Trump Replaces Own Deadline With Fourth Ultimatum

2 min read
09:52UTC

The 6 April power-grid threat has been displaced by a 48-hour Hormuz demand expiring Monday. It is the fourth reformulation in six weeks.

ConflictAssessed
Key takeaway

Four deadlines in six weeks with zero enforcement has exhausted the threat's credibility.

Donald Trump issued a new 48-hour Hormuz ultimatum via Truth Social on 4 April, superseding his own 6 April power-grid deadline : "Time is running out, 48 hours before all Hell will reign down on them." The new expiry is Monday 7 April. 1

The threat changed shape again. The March deadline targeted 15 identified power grid nodes. The April formulation threatens power plants, oil facilities, and "possibly all desalination plants." The 16 March deadline was extended to 23 March. The 23 March deadline was extended to 6 April. The 6 April deadline was displaced, not extended, by an entirely new ultimatum issued 24 hours before its expiry. Four coercive ultimatums in 42 days, none acted upon.

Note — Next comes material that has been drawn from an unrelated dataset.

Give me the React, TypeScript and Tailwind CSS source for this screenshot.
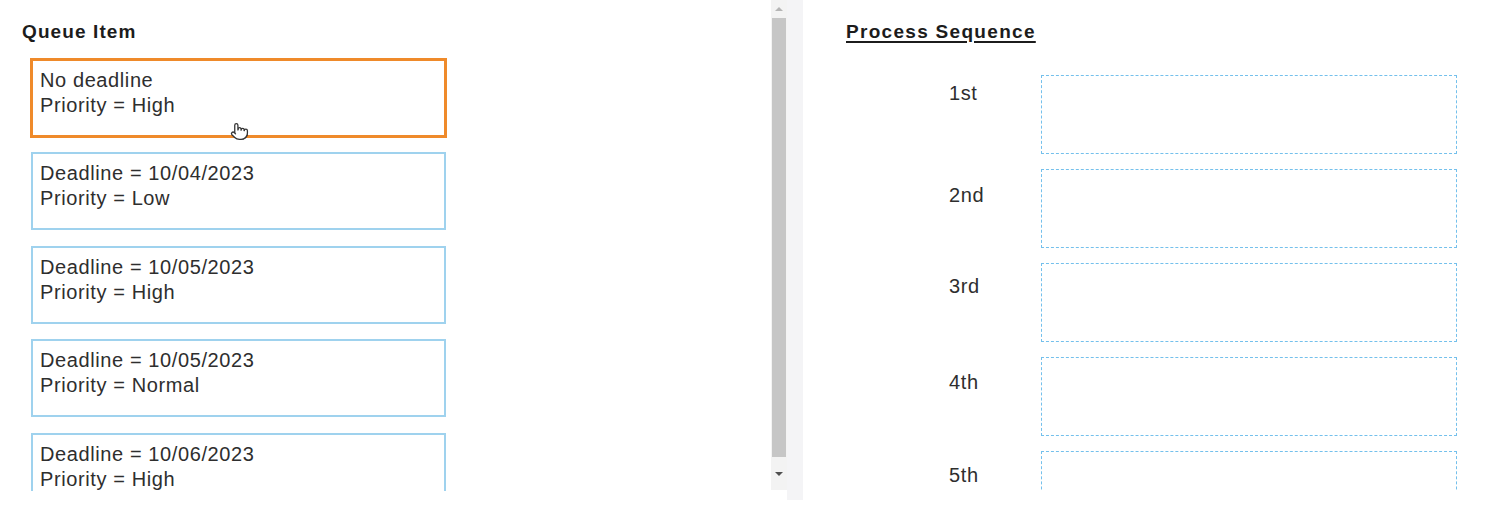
import { Pointer } from 'lucide-react';

const queueItems = [
  { deadline: 'No deadline', priority: 'High', active: true },
  { deadline: 'Deadline = 10/04/2023', priority: 'Low' },
  { deadline: 'Deadline = 10/05/2023', priority: 'High' },
  { deadline: 'Deadline = 10/05/2023', priority: 'Normal' },
  { deadline: 'Deadline = 10/06/2023', priority: 'High' },
];

const slots = [
  { label: '1st', pad: 'pt-[6px]' },
  { label: '2nd', pad: 'pt-[14px]' },
  { label: '3rd', pad: 'pt-[11px]' },
  { label: '4th', pad: 'pt-[13px]' },
  { label: '5th', pad: 'pt-[12px]' },
];

const App = () => {
  return (
    <div
      className="flex h-[517px] w-full overflow-hidden bg-white text-[#2e2e2e]"
      style={{ fontFamily: '"Liberation Sans", Arial, sans-serif' }}
    >
      {/* Queue column */}
      <div className="h-[491px] w-[771px] shrink-0 overflow-hidden">
        <h2 className="pl-[22px] pt-[20px] text-[19px] font-bold leading-[24px] tracking-[1.1px] text-[#1c1c1c]">
          Queue Item
        </h2>
        <div className="mt-[15px] flex w-[446px] flex-col gap-[15.4px] pl-[31px]">
          {queueItems.map((item, index) => (
            <div
              key={index}
              className={
                item.active
                  ? 'relative h-[78px] shrink-0 border-2 border-[#ef8a2a] px-[7px] pt-[7px] ring-1 ring-[#ef8a2a]'
                  : 'relative h-[78px] shrink-0 border-2 border-[#9fd2ee] px-[7px] pt-[7px]'
              }
            >
              <div className="text-[20px] leading-[25px] tracking-[0.6px]">{item.deadline}</div>
              <div className="text-[20px] leading-[25px] tracking-[0.6px]">Priority = {item.priority}</div>
              {item.active && (
                <Pointer
                  size={19}
                  strokeWidth={1.6}
                  className="absolute left-[197px] top-[61px] fill-white text-[#333]"
                />
              )}
            </div>
          ))}
        </div>
      </div>

      {/* Scrollbar */}
      <div className="flex h-[490px] w-[16px] shrink-0 flex-col items-center bg-[#f3f3f3]">
        <div className="flex h-[18px] w-full items-center justify-center">
          <div className="h-0 w-0 border-x-[4px] border-b-[4px] border-x-transparent border-b-[#b5b5b5]" />
        </div>
        <div className="h-[439px] w-[14px] bg-[#c6c6c6]" />
        <div className="flex w-full flex-1 items-center justify-center">
          <div className="h-0 w-0 border-x-[4px] border-t-[4px] border-x-transparent border-t-[#505050]" />
        </div>
      </div>

      {/* Divider */}
      <div className="h-[500px] w-[16px] shrink-0 bg-[#f4f4f6]" />

      {/* Process sequence column */}
      <div className="h-[491px] flex-1 overflow-hidden pl-[43px] pt-[20px]">
        <h2 className="text-[19px] font-bold leading-[24px] tracking-[1.3px] text-[#1c1c1c] underline decoration-[1.5px] underline-offset-[3px]">
          Process Sequence
        </h2>
        <div className="mt-[31px] flex flex-col gap-[15px]">
          {slots.map((slot) => (
            <div key={slot.label} className="flex">
              <div className={`w-[195px] shrink-0 pl-[103px] text-[20px] leading-[25px] tracking-[0.6px] ${slot.pad}`}>
                {slot.label}
              </div>
              <div className="h-[79px] w-[416px] shrink-0 border border-dashed border-[#74c0ec]" />
            </div>
          ))}
        </div>
      </div>
    </div>
  );
};

export default App;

Ceasefire talks are at a "dead end" per the Wall Street Journal on 3 April. 2 Iran refused to meet US officials in Islamabad. Iran's conditions (reparations, US base withdrawal, guarantees against future attacks) and Washington's single demand (reopen Hormuz) share no overlap. General Aliabadi dismissed Trump as "helpless, nervous, unbalanced and stupid." The deadline mechanism no longer functions as coercive leverage. It functions as domestic political communication.

Deep Analysis

In plain English

In the past six weeks, the US president has set four separate deadlines for Iran to reopen a critical shipping lane, each time threatening to attack Iranian infrastructure if the deadline was not met. None of the four deadlines has been enforced. This is a problem for whoever issues the next threat. In diplomacy, a threat only works if the other side believes you will actually do it. Four unanswered threats suggest you might not, which makes the fifth threat easier to ignore.

What could happen next?
  • Consequence

    The credibility of US coercive diplomacy toward Iran has been materially degraded by four unenforced ultimatums. Restoring it requires either enforcement or a fundamentally different coercive instrument.

First Reported In

Update #59 · Day 37: A Ground War Inside Iran That Nobody Will Name

Jerusalem Post· 5 Apr 2026
Read original
Different Perspectives
Human rights monitors (Hengaw, Amnesty International, Iran HRM)
Human rights monitors (Hengaw, Amnesty International, Iran HRM)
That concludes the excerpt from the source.